Bug 1690031

Summary: Error deleting EBS volume "x" since volume is currently attached to "y"
Product: OpenShift Container Platform Reporter: Corey Daley <cdaley>
Component: StorageAssignee: aos-storage-staff <aos-storage-staff>
Storage sub component: Storage QA Contact: Qin Ping <piqin>
Status: CLOSED ERRATA Docs Contact:
Severity: low    
Priority: medium CC: aos-bugs, aos-storage-staff, chaoyang, hekumar, hripps, jokerman, jsafrane, lxia, mmccomas, nagrawal, rgudimet, wking
Version: 4.1.0   
Target Milestone: ---   
Target Release: 4.4.0   
Hardware: Unspecified   
OS: Unspecified   
Whiteboard:
Fixed In Version: Doc Type: If docs needed, set a value
Doc Text:
Story Points: ---
Clone Of: Environment:
Last Closed: 2020-05-04 11:12:48 UTC Type: Bug
Regression: --- Mount Type: ---
Documentation: --- CRM:
Verified Versions: Category: ---
oVirt Team: --- RHEL 7.3 requirements from Atomic Host:
Cloudforms Team: --- Target Upstream Version:
Embargoed:
Attachments:
Description Flags
Occurences of this error in CI from 2019-03-19T12:28 to 2019-03-21T14:53Z none

Description Corey Daley 2019-03-18 15:51:19 UTC
Description of problem:
Error deleting EBS volume "x" since volume is currently attached to "y"


How reproducible:
Sporadic

Actual results:
Failed the ResourceQuota tests

Expected results:
Should pass

Additional info:
Has failed the ResourceQuota [sig-scheduling] tests 3 times in the last 4 days

https://prow.k8s.io/view/gcs/origin-ci-test/logs/release-openshift-origin-installer-e2e-aws-4.0/5801

https://prow.k8s.io/view/gcs/origin-ci-test/logs/release-openshift-origin-installer-e2e-aws-4.0/5772

https://prow.k8s.io/view/gcs/origin-ci-test/logs/release-openshift-origin-installer-e2e-aws-4.0/5740

Comment 1 W. Trevor King 2019-03-21 23:40:34 UTC
Created attachment 1546728 [details]
Occurences of this error in CI from 2019-03-19T12:28 to 2019-03-21T14:53Z

Generated with [1]:

$ deck-build-log-plot 'Error deleting EBS volume .* since volume is currently attached'

This error is currently in 184 out of 816 *-e2e-aws* failures across our whole CI system over the past 48 hours.

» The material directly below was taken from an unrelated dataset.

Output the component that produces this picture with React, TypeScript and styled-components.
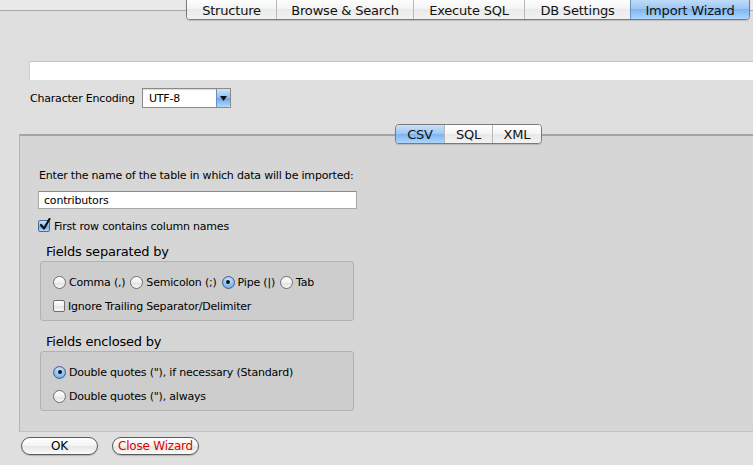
import React from "react";
import styled, { createGlobalStyle, css } from "styled-components";

const Global = createGlobalStyle`
  html, body { margin: 0; padding: 0; background: #dfdfdf; }
  body { font-family: "Lucida Grande", "DejaVu Sans", sans-serif; font-size: 11px; color: #000; letter-spacing: -0.2px; }
  * { box-sizing: border-box; }
`;

const Page = styled.div`
  width: 753px;
  height: 465px;
  overflow: hidden;
  background: #dfdfdf;
  display: flex;
  flex-direction: column;
`;

const Header = styled.div`
  height: 21px;
  background: linear-gradient(to bottom, #e9e9e9 0, #e9e9e9 10px, #a6a6a6 10px, #a6a6a6 11px, #dfdfdf 11px);
  display: flex;
  justify-content: flex-end;
  padding-right: 3px;
`;

const Segmented = styled.div<{ $h: number; $top?: number }>`
  display: flex;
  height: ${(p) => p.$h}px;
  margin-top: ${(p) => p.$top ?? 0}px;
  border: 1px solid #7a7a7a;
  border-radius: 4px;
  overflow: hidden;
  box-shadow: 0 1px 1px rgba(0,0,0,0.15);
`;

const Seg = styled.div<{ $w: number; $active?: boolean; $pt?: number }>`
  width: ${(p) => p.$w}px;
  display: flex;
  align-items: center;
  justify-content: center;
  padding-top: ${(p) => p.$pt ?? 0}px;
  font-size: 13px;
  color: #111;
  border-left: 1px solid #b8b8b8;
  &:first-child { border-left: none; }
  background: linear-gradient(to bottom, #ffffff 0%, #f4f4f4 50%, #e9e9e9 51%, #f2f2f2 100%);
  ${(p) =>
    p.$active &&
    css`
      background: linear-gradient(to bottom, #c9e0f9 0%, #9cc7f4 50%, #7bb4ef 51%, #acd5fb 100%);
      border-left-color: #6b8fbf;
    `}
`;

const Content = styled.div`
  display: flex;
  flex-direction: column;
  padding-left: 29px;
`;

const WideField = styled.div`
  margin-top: 40px;
  height: 19px;
  background: #fff;
  border-top: 1px solid #c4c4c4;
  border-left: 1px solid #d0d0d0;
`;

const EncRow = styled.div`
  margin-top: 8px;
  display: flex;
  align-items: center;
  gap: 7px;
  padding-left: 1px;
  height: 20px;
`;

const Label = styled.span`
  font-size: 11px;
  white-space: nowrap;
`;

const Select = styled.div`
  width: 89px;
  height: 20px;
  border: 1px solid #8a8a8a;
  background: #fff;
  display: flex;
  align-items: center;
  justify-content: space-between;
  padding-left: 6px;
  font-size: 11px;
  box-shadow: inset 0 1px 1px rgba(0,0,0,0.15);
`;

const SelectBtn = styled.div`
  width: 14px;
  height: 18px;
  border-left: 1px solid #6b8fbf;
  background: linear-gradient(to bottom, #d0e4fa 0%, #8fbff2 50%, #6aa6ea 51%, #b4d8fb 100%);
  display: flex;
  align-items: center;
  justify-content: center;
  border-radius: 0 2px 2px 0;
`;

const Panel = styled.div`
  margin-top: 26px;
  margin-left: 19px;
  height: 298px;
  background: #d6d6d6;
  border-top: 2px solid #a4a4a4;
  border-left: 1px solid #b4b4b4;
  border-bottom: 1px solid #c2c2c2;
  display: flex;
  flex-direction: column;
  padding-left: 18px;
`;

const PanelTabs = styled.div`
  margin-top: -12px;
  padding-left: 357px;
  display: flex;
`;

const Prompt = styled.div`
  margin-top: 25px;
  font-size: 11px;
  padding-left: 1px;
`;

const TextInput = styled.div`
  margin-top: 9px;
  width: 319px;
  height: 18px;
  background: #fff;
  border: 1px solid #a8a8a8;
  border-top-color: #8c8c8c;
  display: flex;
  align-items: center;
  padding-left: 5px;
  font-size: 11px;
`;

const CheckRow = styled.label<{ $mt: number }>`
  margin-top: ${(p) => p.$mt}px;
  display: flex;
  align-items: center;
  gap: 4px;
  font-size: 11px;
  height: 14px;
`;

const Box = styled.span<{ $checked?: boolean }>`
  width: 12px;
  height: 12px;
  border: 1px solid #6e6e6e;
  border-radius: 2px;
  background: linear-gradient(to bottom, #ffffff 0%, #f0f0f0 50%, #e2e2e2 51%, #f6f6f6 100%);
  display: inline-flex;
  align-items: center;
  justify-content: center;
  position: relative;
  ${(p) =>
    p.$checked &&
    css`
      background: linear-gradient(to bottom, #cfe3fa 0%, #90c0f2 50%, #6aa6ea 51%, #b4d8fb 100%);
      border-color: #4a6a9a;
    `}
`;

const GroupTitle = styled.div<{ $mt: number }>`
  margin-top: ${(p) => p.$mt}px;
  padding-left: 8px;
  font-size: 13px;
  height: 16px;
  line-height: 16px;
`;

const GroupBox = styled.div<{ $h: number }>`
  margin-top: 1px;
  margin-left: 2px;
  width: 314px;
  height: ${(p) => p.$h}px;
  background: #cdcdcd;
  border: 1px solid #b2b2b2;
  border-radius: 3px;
  display: flex;
  flex-direction: column;
  padding: 13px 0 0 12px;
  gap: 10px;
`;

const RadioRow = styled.div`
  display: flex;
  align-items: center;
  height: 14px;
  gap: 5px;
`;

const RadioItem = styled.label`
  display: flex;
  align-items: center;
  gap: 3px;
  font-size: 11px;
  white-space: nowrap;
`;

const Radio = styled.span<{ $on?: boolean }>`
  width: 13px;
  height: 13px;
  border-radius: 50%;
  border: 1px solid #6e6e6e;
  background: linear-gradient(to bottom, #ffffff 0%, #f0f0f0 50%, #e0e0e0 51%, #f8f8f8 100%);
  display: inline-flex;
  align-items: center;
  justify-content: center;
  ${(p) =>
    p.$on &&
    css`
      border-color: #3f5f8f;
      background: radial-gradient(circle at 50% 30%, #d6e8fb 0%, #8fbff2 55%, #5f9de6 100%);
      &::after {
        content: "";
        width: 4px;
        height: 4px;
        border-radius: 50%;
        background: #111;
      }
    `}
`;

const Footer = styled.div`
  display: flex;
  gap: 14px;
  padding: 5px 0 0 21px;
`;

const PillButton = styled.button<{ $w: number; $danger?: boolean }>`
  width: ${(p) => p.$w}px;
  height: 18px;
  border: 1px solid #5a5a5a;
  border-radius: 9px;
  background: linear-gradient(to bottom, #ffffff 0%, #f3f3f3 50%, #e6e6e6 51%, #fafafa 100%);
  font-family: inherit;
  letter-spacing: inherit;
  font-size: 12px;
  color: ${(p) => (p.$danger ? "#e00000" : "#000")};
  padding: 0;
  display: flex;
  align-items: center;
  justify-content: center;
  box-shadow: 0 1px 1px rgba(0,0,0,0.2);
`;

const Check = () => (
  <svg width="12" height="13" viewBox="0 0 12 13" style={{ position: "absolute", left: 0, top: -3 }}>
    <path d="M2 7 L5 10.5 L10.5 1" fill="none" stroke="#111" strokeWidth="2.2" strokeLinecap="round" strokeLinejoin="round" />
  </svg>
);

export default function App() {
  return (
    <Page>
      <Global />
      <Header>
        <Segmented $h={23} $top={-3}>
          <Seg $w={89} $pt={3}>Structure</Seg>
          <Seg $w={137} $pt={3}>Browse &amp; Search</Seg>
          <Seg $w={111} $pt={3}>Execute SQL</Seg>
          <Seg $w={106} $pt={3}>DB Settings</Seg>
          <Seg $w={119} $pt={3} $active>Import Wizard</Seg>
        </Segmented>
      </Header>
      <Content>
        <WideField />
        <EncRow>
          <Label>Character Encoding</Label>
          <Select>
            <span>UTF-8</span>
            <SelectBtn>
              <svg width="7" height="5" viewBox="0 0 7 5">
                <path d="M0 0 H7 L3.5 5 Z" fill="#111" />
              </svg>
            </SelectBtn>
          </Select>
        </EncRow>
      </Content>
      <Panel>
        <PanelTabs>
          <Segmented $h={20}>
            <Seg $w={48} $active>CSV</Seg>
            <Seg $w={48}>SQL</Seg>
            <Seg $w={49}>XML</Seg>
          </Segmented>
        </PanelTabs>
        <Prompt>Enter the name of the table in which data will be imported:</Prompt>
        <TextInput>contributors</TextInput>
        <CheckRow $mt={10}>
          <Box $checked>
            <Check />
          </Box>
          First row contains column names
        </CheckRow>
        <GroupTitle $mt={11}>Fields separated by</GroupTitle>
        <GroupBox $h={60}>
          <RadioRow>
            <RadioItem>
              <Radio />
              Comma (,)
            </RadioItem>
            <RadioItem>
              <Radio />
              Semicolon (;)
            </RadioItem>
            <RadioItem>
              <Radio $on />
              Pipe (|)
            </RadioItem>
            <RadioItem>
              <Radio />
              Tab
            </RadioItem>
          </RadioRow>
          <RadioRow>
            <RadioItem>
              <Box />
              Ignore Trailing Separator/Delimiter
            </RadioItem>
          </RadioRow>
        </GroupBox>
        <GroupTitle $mt={13}>Fields enclosed by</GroupTitle>
        <GroupBox $h={60}>
          <RadioRow>
            <RadioItem>
              <Radio $on />
              Double quotes ("), if necessary (Standard)
            </RadioItem>
          </RadioRow>
          <RadioRow>
            <RadioItem>
              <Radio />
              Double quotes ("), always
            </RadioItem>
          </RadioRow>
        </GroupBox>
      </Panel>
      <Footer>
        <PillButton $w={77}>OK</PillButton>
        <PillButton $w={87} $danger>Close Wizard</PillButton>
      </Footer>
    </Page>
  );
}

[1]: https://github.com/wking/openshift-release/tree/debug-scripts/deck-build-log

Comment 2 Seth Jennings 2019-03-27 21:22:12 UTC
Sending to Storage since they handle EBS attachment and PV management but I don't think the reason for any failure.  I think it is just that the attach/detach controller has not yet removed the EBS volume from the instance.

Comment 3 Matthew Wong 2019-03-27 21:59:54 UTC
The warnings are unrelated and happen to be interspersed with the test failures. Detach and Delete operations are done async by two separate controllers so the message
> Error deleting EBS volume "x" since volume is currently attached to "y"
just means that the pv controller responsible for deleting "x" attempted to do so before the attach-detach controller successfully detached "x" from "y."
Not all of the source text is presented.